The Green Man is linked to the cycle of death and rebirth. He`s put on graves as a sign of hope. (...) The Green Man i an old god - from before most people could read or write - so we don`t really know anything about him. But people think he might have been the God of summer - or of spring. (...) Think of him like a year. He`s born with the spring, grows into his full power in the summer, fades in the autumn and dies in the winter.
Sally Nicholls tells in her book several stories at once. on only 254 pages. There is Molly and her family, who have to find a way to live with the death of the mother, and then there is that ancient mythological story about the "Green Man" as a symbol of summer and life, who has to bow to the might of winter and die in order to arise anew the following year.
All this the author writes in a wonderfully unhurried way that is exciting, but is not really scary. While reading I drowned in the story and felt surrounded by a cocoon, which produced a superb pleasurable and relaxing feeling. It was a really special experience.

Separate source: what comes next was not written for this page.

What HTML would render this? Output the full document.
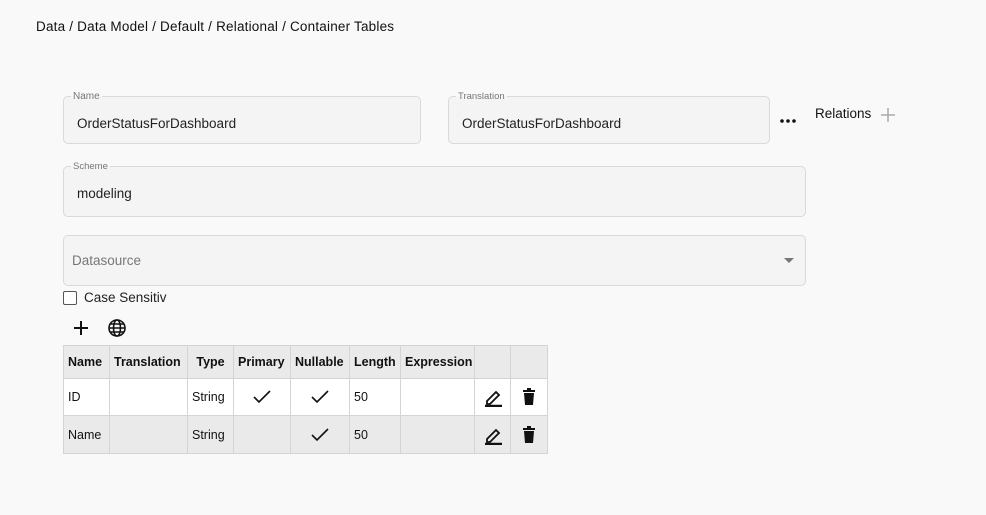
<!DOCTYPE html>
<html><head><style>
*{box-sizing:border-box;margin:0;padding:0}
body{width:986px;height:515px;background:#f9f9f9;font-family:"Liberation Sans",sans-serif;color:#111;position:relative;overflow:hidden}
.a{position:absolute}
.f{position:absolute;background:#f4f4f4;border:1px solid #d9d9d9;border-radius:5px}
.lab{position:absolute;top:-6px;left:7px;font-size:10px;color:#777;background:linear-gradient(#f9f9f9 50%,#f4f4f4 50%);padding:0 2px;line-height:11px}
.val{position:absolute;left:13px;font-size:13.5px;color:#222}
table{position:absolute;left:63px;top:345px;border-collapse:collapse;font-size:12.5px;table-layout:fixed;width:484px}
td{border:1px solid #d4d4d4;padding:0 4px;height:37px;white-space:nowrap;overflow:hidden}
tr.h td{font-weight:bold;height:33px;background:#eaeaea;font-size:12.5px}
tr.r1 td{background:#fff}
tr.r2 td{background:#eaeaea;height:38px}
.c{text-align:center}
svg{vertical-align:middle}
</style></head><body>
<div class="a" style="left:36px;top:19px;font-size:13.5px;letter-spacing:0.2px">Data / Data Model / Default / Relational / Container Tables</div>

<div class="f" style="left:63px;top:96px;width:358px;height:48px"><span class="lab">Name</span><span class="val" style="top:19px">OrderStatusForDashboard</span></div>
<div class="f" style="left:448px;top:96px;width:322px;height:48px"><span class="lab" style="font-size:9.5px">Translation</span><span class="val" style="top:19px">OrderStatusForDashboard</span></div>
<svg class="a" style="left:780px;top:119px" width="16" height="4"><circle cx="2" cy="2" r="1.8" fill="#111"/><circle cx="8" cy="2" r="1.8" fill="#111"/><circle cx="14" cy="2" r="1.8" fill="#111"/></svg>
<div class="a" style="left:815px;top:106px;font-size:13.5px">Relations</div>
<svg class="a" style="left:881px;top:108px" width="14" height="14"><path d="M7 0v14M0 7h14" stroke="#aaa" stroke-width="1.5"/></svg>

<div class="f" style="left:63px;top:166px;width:743px;height:51px"><span class="lab" style="font-size:9.5px">Scheme</span><span class="val" style="top:19px">modeling</span></div>
<div class="f" style="left:63px;top:235px;width:743px;height:51px"><span class="val" style="left:8px;top:17px;color:#777">Datasource</span>
<svg class="a" style="left:720px;top:22px" width="10" height="6"><path d="M0 0h10L5 5z" fill="#777"/></svg></div>

<div class="a" style="left:63px;top:291px;width:14px;height:14px;border:1.5px solid #555;border-radius:2px;background:#fff"></div>
<div class="a" style="left:84px;top:290px;font-size:13.5px;color:#222">Case Sensitiv</div>

<svg class="a" style="left:73px;top:320px" width="16" height="16"><path d="M8 1v14M1 8h14" stroke="#111" stroke-width="2"/></svg>
<svg class="a" style="left:108px;top:319px" width="18" height="18" fill="none" stroke="#111" stroke-width="1.6"><circle cx="9" cy="9" r="8"/><ellipse cx="9" cy="9" rx="3.5" ry="8"/><path d="M1 9h16M2.5 5h13M2.5 13h13"/></svg>

<table>
<colgroup><col style="width:46px"><col style="width:78px"><col style="width:46px"><col style="width:57px"><col style="width:59px"><col style="width:51px"><col style="width:74px"><col style="width:36px"><col style="width:37px"></colgroup>
<tr class="h"><td>Name</td><td>Translation</td><td class="c">Type</td><td>Primary</td><td>Nullable</td><td>Length</td><td>Expression</td><td></td><td></td></tr>
<tr class="r1"><td>ID</td><td></td><td>String</td><td class="c"><svg width="18" height="14"><path d="M1 7l5 5L17 1" fill="none" stroke="#111" stroke-width="1.6"/></svg></td><td class="c"><svg width="18" height="14"><path d="M1 7l5 5L17 1" fill="none" stroke="#111" stroke-width="1.6"/></svg></td><td>50</td><td></td><td class="c"><svg width="20" height="20"><path d="M4 14l9-9 3 3-9 9H4z" fill="none" stroke="#111" stroke-width="1.8"/><path d="M2 19h17" stroke="#111" stroke-width="2.5"/></svg></td><td class="c"><svg width="14" height="18"><path d="M1 3h12M5 1h4" stroke="#111" stroke-width="2"/><path d="M2 5h10l-1 12H3z" fill="#111"/></svg></td></tr>
<tr class="r2"><td>Name</td><td></td><td>String</td><td></td><td class="c"><svg width="18" height="14"><path d="M1 7l5 5L17 1" fill="none" stroke="#111" stroke-width="1.6"/></svg></td><td>50</td><td></td><td class="c"><svg width="20" height="20"><path d="M4 14l9-9 3 3-9 9H4z" fill="none" stroke="#111" stroke-width="1.8"/><path d="M2 19h17" stroke="#111" stroke-width="2.5"/></svg></td><td class="c"><svg width="14" height="18"><path d="M1 3h12M5 1h4" stroke="#111" stroke-width="2"/><path d="M2 5h10l-1 12H3z" fill="#111"/></svg></td></tr>
</table>
</body></html>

The complexity of the narrative is always present and without being didactic, a child can - in addition to the entertainment of the story - even learn a little lesson about life. It is not always fair, some things just happen and sometimes you can not defend yourself against what life brings with it - but have to live with it.
At the same time it is the story of an early explanation of the people for the course of the seasons, for (alleged) death and dying in the world in winter, only to rise again back to life in spring .
It is a book in which you want to be cuddle yourself up to immerse in a pagan world, where injured gods hide himself in a shed, autumnal mist damps over fields in the twilight, and a girl finds her way back.
A wonderful autumn book, a real discovery.